In 1664 Willem de Vlamingh, the Dutch navigator, or—to be cautious—the namesake of the Dutch navigator, who thirty-one years afterwards found Dirk Hartog's plate and named Swan River in West Australia after the black swans, was in these regions and rounded Novaya Zemlya into the Kara Sea, reaching so far north that if his recorded latitude be correct he must have sighted the Franz Josef archipelago, and, contrary to the tendency of Arctic explorers, mistaken land for a bank of mist or a group of icebergs. After him neither Dutch nor English delay us, the opening up of this continuation of the Urals being left to the Russians, who found it first and named it—Novaya Zemlya meaning simply New Land.

For years it was left to the Samoyeds and the walrus hunters, whose persistent reports of deposits of silver in its cliffs led to Loschkin's making his way round it and spending two winters on its east coast. In 1768 Rosmysslof, also on silver bent, wintered in Matyushin Shar, that wonderful waterway, ninety fathoms deep, bounded by high hills and precipitous cliffs, winding so sharply that ships have been into it for a dozen miles or so and seeing no passage ahead have come out again to seek it elsewhere.

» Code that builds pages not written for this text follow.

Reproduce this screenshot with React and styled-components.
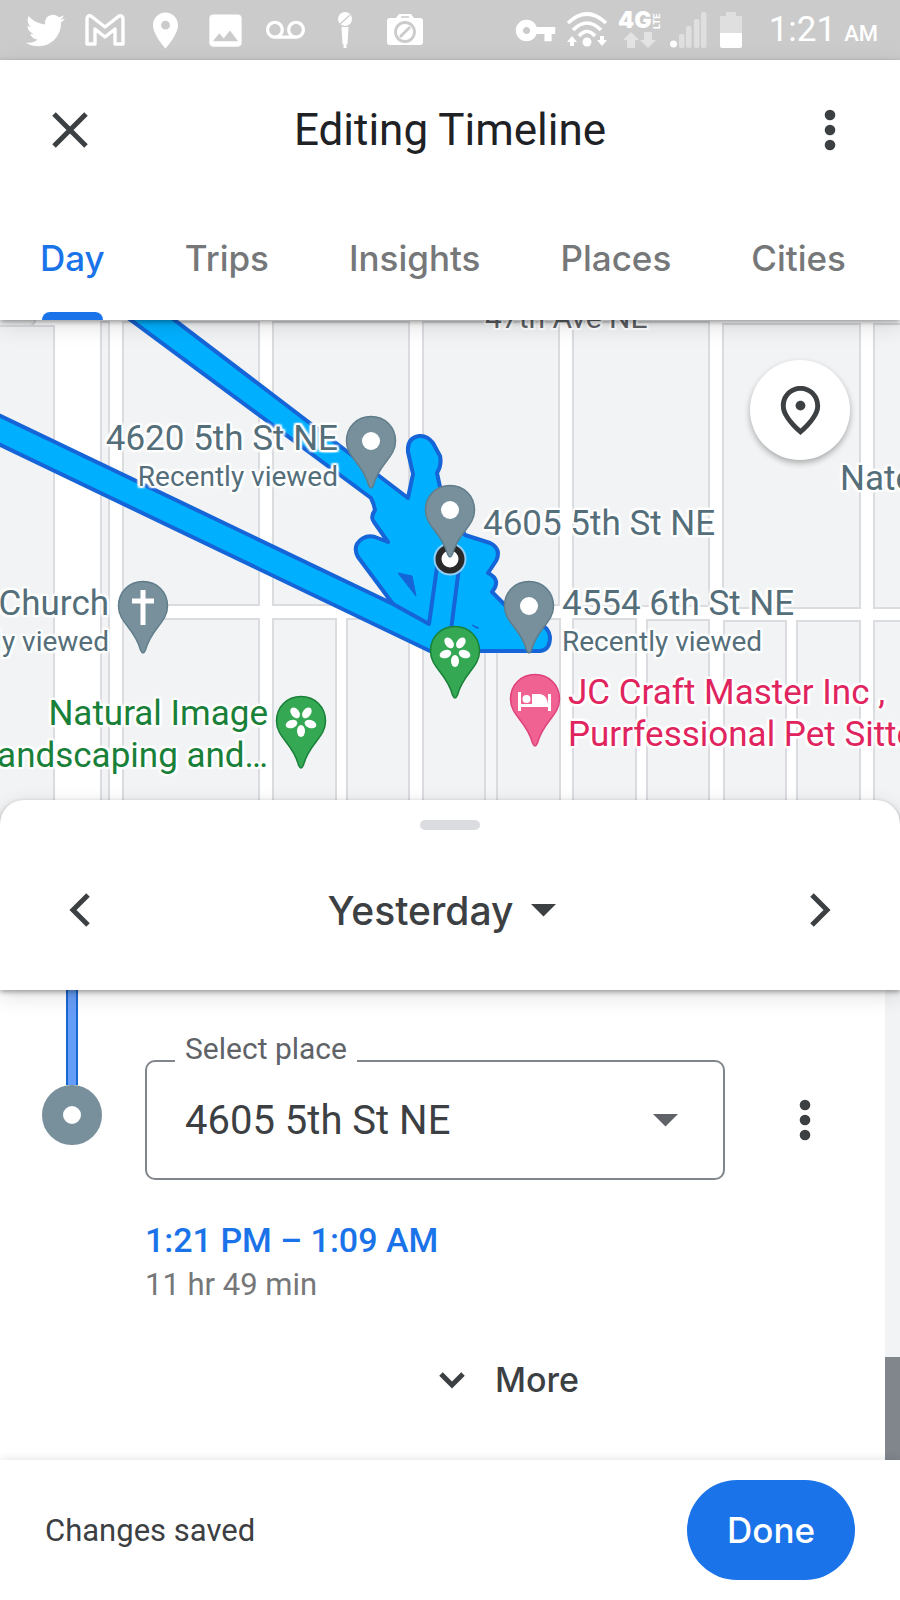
import { useState } from "react";
import styled, { createGlobalStyle } from "styled-components";
import { FaTwitter } from "react-icons/fa";
import {
  MdImage,
  MdOutlinePlace,
  MdPlace,
  MdVoicemail,
  MdVpnKey,
} from "react-icons/md";

const GlobalStyle = createGlobalStyle`
  * {
    box-sizing: border-box;
  }

  body {
    margin: 0;
    background: #fff;
    color: #3c4043;
    font-family: Roboto, sans-serif;
  }

  button, select {
    margin: 0;
    padding: 0;
    border: none;
    background: none;
    color: inherit;
    font-family: inherit;
    cursor: pointer;
  }

  svg {
    display: block;
    flex: none;
  }
`;

const Screen = styled.div`
  display: flex;
  flex-direction: column;
  min-height: 100vh;
  overflow: hidden;
`;

/* status bar */

const StatusBar = styled.div`
  display: flex;
  align-items: center;
  justify-content: space-between;
  height: 60px;
  padding: 0 22px 0 15px;
  background: #cbcbcb;
  color: #fff;
`;

const Notifications = styled.div`
  display: flex;
`;

const NotificationIcon = styled.div`
  display: flex;
  align-items: center;
  justify-content: center;
  width: 60px;
`;

const SystemIcons = styled.div`
  display: flex;
  align-items: center;
  gap: 9px;
`;

const Clock = styled.div`
  margin-left: 18px;
  padding-top: 4px;
  font-size: 35px;
  line-height: 40px;

  small {
    margin-left: 8px;
    font-size: 22px;
    font-weight: 500;
  }
`;

/* header */

const Header = styled.header`
  position: relative;
  z-index: 2;
  background: #fff;
  box-shadow: 0 2px 5px rgba(0, 0, 0, 0.35), 0 6px 22px rgba(0, 0, 0, 0.12);
`;

const Toolbar = styled.div`
  display: flex;
  align-items: center;
  justify-content: space-between;
  height: 140px;
  padding: 0 40px;
`;

const IconButton = styled.button`
  display: flex;
  align-items: center;
  justify-content: center;
  width: 60px;
  height: 60px;
  color: #3c4043;
`;

const Title = styled.h1`
  margin: 0;
  color: #202124;
  font-size: 44px;
  font-weight: 400;
  line-height: 56px;
`;

const Tabs = styled.nav`
  display: flex;
  justify-content: space-between;
  height: 120px;
  padding: 0 54px 0 40px;
`;

const Tab = styled.button`
  position: relative;
  padding-bottom: 4px;
  color: ${(props) => (props.$active ? "#1a73e8" : "#757779")};
  font-family: Inter, sans-serif;
  font-size: 35px;
  font-weight: 500;

  &::after {
    content: "";
    display: ${(props) => (props.$active ? "block" : "none")};
    position: absolute;
    right: 2px;
    bottom: 0;
    left: 2px;
    height: 8px;
    border-radius: 8px 8px 0 0;
    background: #1a73e8;
  }
`;

/* map */

const MapArea = styled.section`
  position: relative;
  height: 504px;
  overflow: hidden;
  background: #f1f3f4;
`;

const MapCanvas = styled.div`
  position: absolute;
  top: 0;
  left: 50%;
  width: 900px;
  height: 504px;
  margin-left: -450px;
`;

const MapPin = styled.svg`
  position: absolute;
  top: ${(props) => props.$y}px;
  left: ${(props) => props.$x - 26}px;
`;

const MapLabel = styled.div`
  position: absolute;
  top: ${(props) => props.$y}px;
  ${(props) =>
    props.$end ? `right: ${900 - props.$x}px;` : `left: ${props.$x}px;`}
  color: ${(props) => props.$color || "#546e7a"};
  font-size: 35px;
  line-height: 42px;
  text-align: ${(props) => (props.$end ? "right" : "left")};
  white-space: nowrap;
  text-shadow: 2px 0 1px #fff, -2px 0 1px #fff, 0 2px 1px #fff, 0 -2px 1px #fff,
    2px 2px 2px #fff, -2px -2px 2px #fff, 2px -2px 2px #fff, -2px 2px 2px #fff;

  small {
    display: block;
    font-size: 28px;
    line-height: 34px;
  }
`;

const PlaceButton = styled.button`
  position: absolute;
  top: 40px;
  right: 50px;
  display: flex;
  align-items: center;
  justify-content: center;
  width: 100px;
  height: 100px;
  border-radius: 50%;
  background: #fff;
  color: #3c4043;
  box-shadow: 0 3px 6px rgba(0, 0, 0, 0.3);
`;

/* bottom sheet */

const Sheet = styled.section`
  position: relative;
  z-index: 1;
  height: 190px;
  margin-top: -24px;
  padding-top: 20px;
  border-radius: 24px 24px 0 0;
  background: #fff;
  box-shadow: 0 2px 5px rgba(0, 0, 0, 0.35), 0 6px 22px rgba(0, 0, 0, 0.12);
`;

const Handle = styled.div`
  width: 60px;
  height: 10px;
  margin: 0 auto;
  border-radius: 5px;
  background: #dadce0;
`;

const DayPicker = styled.div`
  display: flex;
  align-items: center;
  justify-content: space-between;
  height: 160px;
  padding: 0 50px;
`;

const DayButton = styled.button`
  display: flex;
  align-items: center;
  gap: 18px;
  margin-right: 16px;
  font-family: Inter, sans-serif;
  font-size: 39px;
  font-weight: 500;
`;

/* timeline */

const Timeline = styled.main`
  display: flex;
  flex: 1;
`;

const Rail = styled.div`
  display: flex;
  flex-direction: column;
  align-items: center;
  width: 60px;
  margin-left: 42px;
`;

const RailLine = styled.div`
  width: 12px;
  height: 95px;
  border: solid #1967d2;
  border-width: 0 2px;
  background: #669df6;
`;

const RailStop = styled.div`
  width: 60px;
  height: 60px;
  border: 21px solid #78909c;
  border-radius: 50%;
`;

const Visit = styled.div`
  flex: 1;
  padding: 70px 50px 50px 43px;
`;

const PlaceRow = styled.div`
  display: flex;
  align-items: center;
  justify-content: space-between;
`;

const Field = styled.div`
  position: relative;
  flex: 1;
  max-width: 580px;

  label {
    position: absolute;
    top: -29px;
    left: 30px;
    padding: 0 10px;
    background: #fff;
    color: #5f6368;
    font-size: 30px;
    line-height: 36px;
  }

  select {
    width: 100%;
    height: 120px;
    padding: 0 38px;
    border: 2px solid #80868b;
    border-radius: 10px;
    appearance: none;
    color: #3c4043;
    font-size: 40px;
  }

  svg {
    position: absolute;
    top: 54px;
    right: 47px;
    color: #5f6368;
    pointer-events: none;
  }
`;

const TimeRange = styled.button`
  display: block;
  margin-top: 36px;
  color: #1a73e8;
  font-size: 34px;
  font-weight: 500;
  line-height: 48px;
`;

const Duration = styled.div`
  color: #757779;
  font-size: 31px;
  line-height: 42px;
`;

const MoreButton = styled.button`
  display: flex;
  align-items: center;
  gap: 30px;
  margin: 50px auto 0;
  padding-left: 38px;
  font-family: Inter, sans-serif;
  font-size: 34px;
  font-weight: 500;
  line-height: 48px;
`;

const ScrollTrack = styled.div`
  display: flex;
  align-items: flex-end;
  width: 15px;
  background: #f1f3f4;
`;

const ScrollThumb = styled.div`
  width: 100%;
  height: 103px;
  background: #80868b;
`;

const Footer = styled.footer`
  position: relative;
  display: flex;
  align-items: center;
  justify-content: space-between;
  height: 140px;
  padding: 0 45px;
  background: #fff;
  box-shadow: 0 0 10px rgba(0, 0, 0, 0.12);
  font-size: 31px;
`;

const DoneButton = styled.button`
  height: 100px;
  padding: 0 40px;
  border-radius: 50px;
  background: #1a73e8;
  color: #fff;
  font-family: Inter, sans-serif;
  font-size: 35px;
  font-weight: 500;
`;

/* icons */

const GmailIcon = () => (
  <svg width="42" height="34" viewBox="0 0 42 34" fill="none" stroke="#fff" strokeWidth="3.4" strokeLinejoin="round">
    <path d="M3 31V6Q3 2 7 3L21 14 35 3Q39 2 39 6V31H31V16L21 24 11 16V31Z" />
  </svg>
);

const MicIcon = () => (
  <svg width="16" height="38" viewBox="0 0 16 38" fill="#fff">
    <circle cx="8" cy="8" r="7" />
    <path d="M3 13 13 4" stroke="#cbcbcb" strokeWidth="1.2" />
    <path d="M4.500 16H11.500L10.500 33H9.500V37H6.500V33H5.500Z" />
  </svg>
);

const CameraOffIcon = () => (
  <svg width="36" height="32" viewBox="0 0 36 32">
    <path d="M3 4H9L12 0H24L27 4H33Q36 4 36 7V28Q36 31 33 31H3Q0 31 0 28V7Q0 4 3 4Z" fill="#fff" />
    <path d="M14 3H22" stroke="#cbcbcb" strokeWidth="1.500" />
    <circle cx="18" cy="18" r="9.500" fill="none" stroke="#cbcbcb" strokeWidth="2.800" />
    <path d="M13 23 23 13" stroke="#cbcbcb" strokeWidth="2.800" />
  </svg>
);

const WifiIcon = () => (
  <svg width="42" height="36" viewBox="0 0 42 36" fill="none" stroke="#fff" strokeWidth="3.600">
    <path d="M2 11Q21-7 40 11" />
    <path d="M7 18Q21 4 35 18" />
    <path d="M13 24Q21 15 29 24" />
    <circle cx="21" cy="30" r="4.500" fill="#fff" stroke="none" />
    <path d="M6 24L1 30H4V34H8V30H11ZM36 34L31 28H34V24H38V28H41Z" fill="#fff" stroke="none" />
  </svg>
);

const LteIcon = () => (
  <svg width="44" height="38" viewBox="0 0 44 38">
    <text x="1" y="17" fill="#fff" fontFamily="Inter, sans-serif" fontSize="23" fontWeight="900">4G</text>
    <text transform="translate(36 18) rotate(-90)" x="0" y="7" fill="#fff" fontFamily="Inter, sans-serif" fontSize="9" fontWeight="700">LTE</text>
    <path d="M14 21 6 29H10V37H18V29H22ZM31 37 23 29H27V21H35V29H39Z" fill="#e3e3e3" />
  </svg>
);

const SignalIcon = () => (
  <svg width="41" height="36" viewBox="0 0 41 36" fill="#dfdfdf">
    <circle cx="3.500" cy="32" r="3.500" fill="#fff" />
    <rect x="9" y="22" width="5.500" height="14" rx="2" />
    <rect x="16" y="14" width="5.500" height="22" rx="2" />
    <rect x="24" y="7" width="5.500" height="29" rx="2" />
    <rect x="31" y="0" width="5.500" height="36" rx="2" />
  </svg>
);

const BatteryIcon = () => (
  <svg width="22" height="36" viewBox="0 0 22 36">
    <path d="M6 0H16V4H22V22H0V4H6Z" fill="#dfdfdf" />
    <path d="M0 21H22V34Q22 36 20 36H2Q0 36 0 34Z" fill="#fff" />
  </svg>
);

const CloseIcon = () => (
  <svg width="36" height="36" viewBox="0 0 36 36" stroke="currentColor" strokeWidth="5">
    <path d="M2 2 34 34M34 2 2 34" />
  </svg>
);

const DotsIcon = () => (
  <svg width="12" height="42" viewBox="0 0 12 42" fill="currentColor">
    <circle cx="6" cy="6" r="5.300" />
    <circle cx="6" cy="21" r="5.300" />
    <circle cx="6" cy="36" r="5.300" />
  </svg>
);

const ChevronIcon = ({ d, width, height }) => (
  <svg width={width} height={height} viewBox={`0 0 ${width} ${height}`} fill="none" stroke="currentColor" strokeWidth="5">
    <path d={d} />
  </svg>
);

const CaretIcon = () => (
  <svg width="25" height="13" viewBox="0 0 25 13" fill="currentColor">
    <path d="M0 0H25L12.500 12.500Z" />
  </svg>
);

/* map data */

const pinColors = {
  grey: ["#78909c", "#607d8b"],
  green: ["#34a853", "#188038"],
  pink: ["#f06292", "#e0407c"],
};

const pinGlyphs = {
  dot: <circle cx="26" cy="26" r="9" fill="#fff" />,
  cross: <path d="M26 10V45M15 21H37" stroke="#fff" strokeWidth="5" />,
  flower: (
    <g fill="#fff">
      {[36, 108, 180, 252, 324].map((angle) => (
        <ellipse key={angle} cx="26" cy="16" rx="4" ry="6" transform={`rotate(${angle} 26 26)`} />
      ))}
    </g>
  ),
  bed: (
    <g fill="#fff">
      <path d="M9 19H12V31H39V21H42V38H39V34H12V38H9Z" />
      <circle cx="17.500" cy="26" r="4" />
      <path d="M23 21H31Q38 22 39 31H23Z" />
    </g>
  ),
};

const pins = [
  { x: 371, y: 95, color: "grey", glyph: "dot" },
  { x: 529, y: 260, color: "grey", glyph: "dot" },
  { x: 143, y: 260, color: "grey", glyph: "cross" },
  { x: 301, y: 375, color: "green", glyph: "flower" },
  { x: 455, y: 305, color: "green", glyph: "flower" },
  { x: 535, y: 353, color: "pink", glyph: "bed" },
  { x: 450, y: 164, color: "grey", glyph: "dot" },
];

const labels = [
  { x: 338, y: 98, end: true, text: "4620 5th St NE", note: "Recently viewed" },
  { x: 483, y: 183, text: "4605 5th St NE" },
  { x: 840, y: 138, text: "Nate" },
  { x: 562, y: 263, text: "4554 6th St NE", note: "Recently viewed" },
  { x: 109, y: 263, end: true, text: "Church", note: "Recently viewed" },
  { x: 268, y: 373, end: true, text: "Natural Image", color: "#188038" },
  { x: 268, y: 415, end: true, text: "Landscaping and…", color: "#188038" },
  { x: 568, y: 352, text: "JC Craft Master Inc ,", color: "#e0245e" },
  { x: 568, y: 394, text: "Purrfessional Pet Sitters", color: "#e0245e" },
];

// city blocks as [x, y, width, height], the gaps between them are streets
const blocks = [
  [-10, 6, 64, 510],
  [101, 2, 8, 510],
  [123, 2, 136, 283],
  [273, 2, 136, 283],
  [423, 2, 136, 283],
  [573, 2, 136, 284],
  [723, 4, 137, 284],
  [874, 4, 40, 284],
  [123, 299, 136, 220],
  [273, 299, 63, 220],
  [347, 299, 62, 220],
  [423, 299, 62, 220],
  [497, 299, 63, 220],
  [573, 299, 63, 220],
  [647, 300, 62, 220],
  [724, 301, 62, 220],
  [797, 301, 63, 220],
  [874, 301, 40, 220],
];

const MapDrawing = () => (
  <svg width="900" height="504" viewBox="0 0 900 504">
    <rect width="900" height="504" fill="#fff" />
    <g fill="#f1f3f4" stroke="#dadce0" strokeWidth="2">
      {blocks.map(([x, y, width, height]) => (
        <rect key={`${x}-${y}`} x={x} y={y} width={width} height={height} />
      ))}
      <rect x="-10" y="-20" width="45" height="26" rx="6" />
      <rect x="486" y="299" width="10" height="220" fill="#f5f6f7" stroke="none" />
    </g>
    <g fill="#00b0ff" stroke="#1565d8" strokeWidth="4" strokeLinejoin="round">
      <path
        d="M120-8 371 178Q374 184 375 190 370 197 374 202L388 222 375 217Q364 214 357 224 354 230 358 237L393 284-10 91V120L430 331H540Q550 330 550 317 549 308 540 304L507 287 492 272Q502 260 488 253L496 241Q502 229 490 223L465 215 440 167 437 153Q442 145 440 136L433 123Q427 115 419 116 407 118 408 132L413 154 408 178 164-8Z"
      />
      <path d="M393 284 429 304 438 240M460 240 451 310" fill="none" />
      <path d="M398 253 412 256 416 276ZM472 305 479 308H476Z" fill="#1565d8" strokeWidth="1" />
    </g>
    <circle cx="450" cy="239" r="12" fill="#fff" stroke="#90cdf5" strokeWidth="9" />
    <circle cx="450" cy="239" r="11.500" fill="#fff" stroke="#292929" strokeWidth="6" />
    <text x="485" y="8" fill="#5f6368" stroke="#fff" strokeWidth="4" paintOrder="stroke" fontFamily="Roboto, sans-serif" fontSize="30">
      47th Ave NE
    </text>
  </svg>
);

const Pin = ({ x, y, color, glyph }) => {
  const [fill, stroke] = pinColors[color];

  return (
    <MapPin $x={x} $y={y} width="52" height="76" viewBox="0 0 52 76">
      <path
        d="M26 1.500C12 1.500 1.500 12 1.500 26 1.500 43 18 48 23.500 70Q26 76 28.500 70C34 48 50.500 43 50.500 26 50.500 12 40 1.500 26 1.500Z"
        fill={fill}
        stroke={stroke}
        strokeWidth="1.500"
      />
      {pinGlyphs[glyph]}
    </MapPin>
  );
};

const tabs = ["Day", "Trips", "Insights", "Places", "Cities"];

const App = () => {
  const [activeTab, setActiveTab] = useState("Day");
  const [place, setPlace] = useState("4605 5th St NE");

  return (
    <Screen>
      <GlobalStyle />
      <StatusBar>
        <Notifications>
          <NotificationIcon><FaTwitter size={39} /></NotificationIcon>
          <NotificationIcon><GmailIcon /></NotificationIcon>
          <NotificationIcon><MdPlace size={43} /></NotificationIcon>
          <NotificationIcon><MdImage size={43} /></NotificationIcon>
          <NotificationIcon><MdVoicemail size={39} /></NotificationIcon>
          <NotificationIcon><MicIcon /></NotificationIcon>
          <NotificationIcon><CameraOffIcon /></NotificationIcon>
        </Notifications>
        <SystemIcons>
          <MdVpnKey size={43} />
          <WifiIcon />
          <LteIcon />
          <SignalIcon />
          <BatteryIcon />
          <Clock>
            1:21<small>AM</small>
          </Clock>
        </SystemIcons>
      </StatusBar>

      <Header>
        <Toolbar>
          <IconButton aria-label="Close"><CloseIcon /></IconButton>
          <Title>Editing Timeline</Title>
          <IconButton aria-label="More options"><DotsIcon /></IconButton>
        </Toolbar>
        <Tabs>
          {tabs.map((tab) => (
            <Tab key={tab} $active={tab === activeTab} onClick={() => setActiveTab(tab)}>
              {tab}
            </Tab>
          ))}
        </Tabs>
      </Header>

      <MapArea>
        <MapCanvas>
          <MapDrawing />
          {labels.map(({ x, y, end, color, text, note }) => (
            <MapLabel key={`${x}-${y}`} $x={x} $y={y} $end={end} $color={color}>
              {text}
              {note && <small>{note}</small>}
            </MapLabel>
          ))}
          {pins.map((pin) => (
            <Pin key={`${pin.x}-${pin.y}`} {...pin} />
          ))}
        </MapCanvas>
        <PlaceButton aria-label="Show places"><MdOutlinePlace size={59} /></PlaceButton>
      </MapArea>

      <Sheet>
        <Handle />
        <DayPicker>
          <IconButton aria-label="Previous day">
            <ChevronIcon d="M20 3 5 18 20 33" width={24} height={36} />
          </IconButton>
          <DayButton>
            Yesterday
            <CaretIcon />
          </DayButton>
          <IconButton aria-label="Next day">
            <ChevronIcon d="M4 3 19 18 4 33" width={24} height={36} />
          </IconButton>
        </DayPicker>
      </Sheet>

      <Timeline>
        <Rail>
          <RailLine />
          <RailStop />
        </Rail>
        <Visit>
          <PlaceRow>
            <Field>
              <select id="place" value={place} onChange={(e) => setPlace(e.target.value)}>
                <option>4605 5th St NE</option>
                <option>4620 5th St NE</option>
                <option>4554 6th St NE</option>
              </select>
              <label htmlFor="place">Select place</label>
              <CaretIcon />
            </Field>
            <IconButton aria-label="Visit options"><DotsIcon /></IconButton>
          </PlaceRow>
          <TimeRange>1:21 PM – 1:09 AM</TimeRange>
          <Duration>11 hr 49 min</Duration>
          <MoreButton>
            <ChevronIcon d="M2 2 13 13 24 2" width={26} height={17} />
            More
          </MoreButton>
        </Visit>
        <ScrollTrack>
          <ScrollThumb />
        </ScrollTrack>
      </Timeline>

      <Footer>
        <span>Changes saved</span>
        <DoneButton>Done</DoneButton>
      </Footer>
    </Screen>
  );
};

export default App;
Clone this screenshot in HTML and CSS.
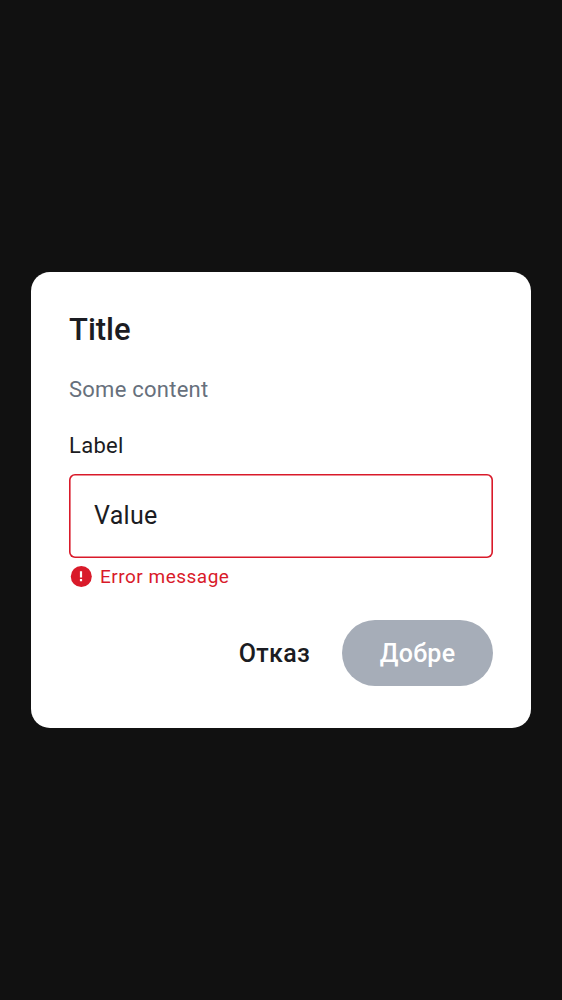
FILE: index.html
```html
<!DOCTYPE html>
<html lang="bg">
<head>
<meta charset="utf-8">
<title>Title</title>
<link rel="stylesheet" href="styles.css">
</head>
<body>
<main class="dialog" role="dialog">
  <h1 class="title">Title</h1>
  <p class="content">Some content</p>
  <label class="label" for="value">Label</label>
  <div class="field" id="value">Value</div>
  <div class="error">
    <svg class="error-icon" viewBox="0 0 25 25"><circle cx="12.300" cy="12.500" r="10.500" fill="#d91a2a"/><path d="M12 7.200v6.300M12 15v2.200" stroke="#fff" stroke-width="2.200"/></svg>
    <span class="error-text">Error message</span>
  </div>
  <div class="actions">
    <button class="button cancel">Отказ</button>
    <button class="button confirm">Добре</button>
  </div>
</main>
</body>
</html>
```
FILE: styles.css
```css
* { box-sizing: border-box; }
body {
  margin: 0;
  height: 1000px;
  display: flex;
  align-items: center;
  justify-content: center;
  background: #111111;
  font-family: Roboto, sans-serif;
  color: #1b1c22;
}
.dialog {
  width: 500px;
  height: 456px;
  padding: 39px 38px 42px;
  border-radius: 19px;
  background: #fff;
}
.title { margin: 0; font-size: 31px; line-height: 38px; font-weight: 500; }
.content { margin: 25px 0 0; font-size: 22px; line-height: 31px; letter-spacing: 0.25px; color: #67707c; }
.label { display: block; margin-top: 25px; font-size: 22px; line-height: 31px; letter-spacing: 0.3px; }
.field {
  height: 84px;
  margin-top: 12.500px;
  padding-left: 25px;
  border-radius: 6px;
  box-shadow: inset 0 0 0 1.600px #d91a2a;
  font-size: 25px;
  line-height: 84px;
  letter-spacing: 0.3px;
}
.error { display: flex; align-items: center; height: 26px; margin-top: 5.500px; color: #d91a2a; }
.error-icon { width: 25px; height: 25px; }
.error-text { margin-left: 6px; font-size: 19px; letter-spacing: 0.5px; }
.actions { display: flex; justify-content: flex-end; margin-top: 31px; }
.button {
  height: 66px;
  border: 0;
  border-radius: 33px;
  background: none;
  color: inherit;
  font: 500 25px/66px Roboto, sans-serif;
  letter-spacing: 0.3px;
  padding: 1px 0 0;
}
.cancel { margin-right: 32px; }
.confirm { width: 151px; background: #a6adb8; color: #fff; }
```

In 1807 came Pospeloff, with Ludlow the mining engineer, to settle the silver question once for all, and settle it they did by showing that everywhere the so-called silver was either talc or mica, and naming Silver Bay ironically in memory thereof. Fourteen years afterwards LÜtke surveyed the west coast, continuing during the next three summers; and in 1832 Pachtussoff arrived to undergo in the course of his really admirable work the hardships and privations of which he died.